Queda lugar para un recuerdo más. Seguimos por la discografía redonda y llegamos al último, que tiene todo el peso de haber sido el de despedida, porque no, no van a volver (y menos mal que no lo hacen). El trabajo tenía que tener una suerte de chapita en el medio pero había que pensarlo muy bien. En el primer boceto, la insignia de Momo Sampler pesaba 55 gramos, «se van matar a medallazos», dijo Solari. Había que seguir buscando.

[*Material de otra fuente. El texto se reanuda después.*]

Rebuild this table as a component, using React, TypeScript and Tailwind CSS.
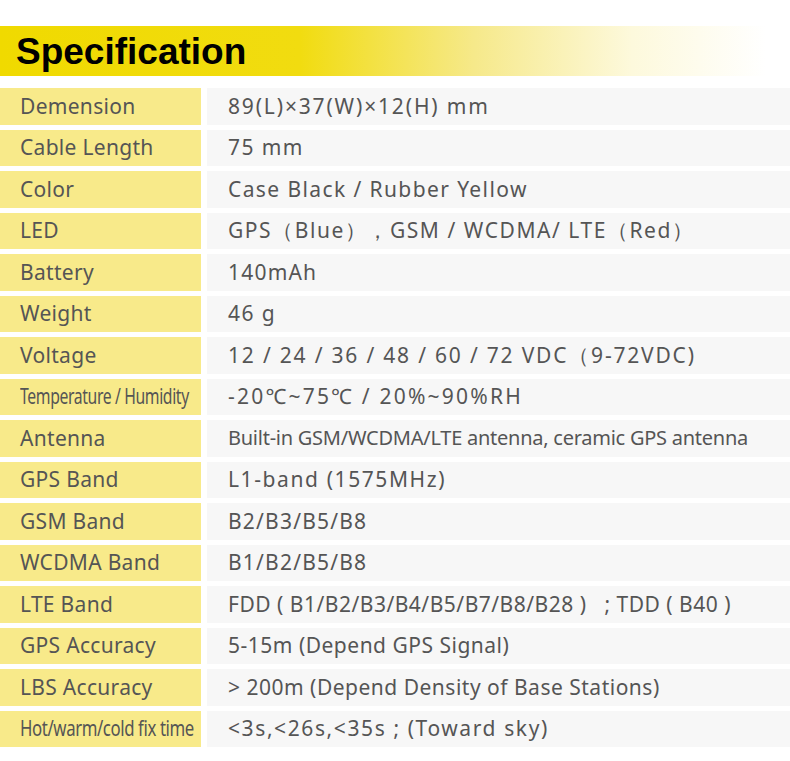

Encontraron entonces, cuenta Mammini, un metal más liviano que podía servir, pero que fundía a quinientos grados y ellos, en su improvisada sala de fundición, llegaban como mucho a los cuatrocientos. Cuenta también que intentó desechar la idea y la que se plantó fue Poli. «Si no sos valiente no te metás», dijo y lo conquistó. El resultado estaba más cerca de lo que parecía. En un mueble viejo, abandonado en el fondo de la imprenta, todavía quedaban los moldes de las letras que eran de un material similar al necesario y fundían a los trescientos grados. Esta vez sólo faltaba conseguir cantidad para hacer casi medio millón de copias. Recorrieron la provincia en busca de esos objetos que ya nadie usaba y en los viejos depósitos imprenteros de boletas eleccionarias encontraron el tesoro. Así vio la luz Momo Sampler y se apagaron Los Redondos.
Aplaudimos. Nos cuenta de su libro, que viene en una caja y con aplicaciones para escuchar canciones. Yo no puedo leer con música, no sé ustedes. Comienza el break. Tengo que volver al puesto de revistas, seguro alguna vendemos pero ojalá no me pregunten de diseño, no tengo la más puta idea.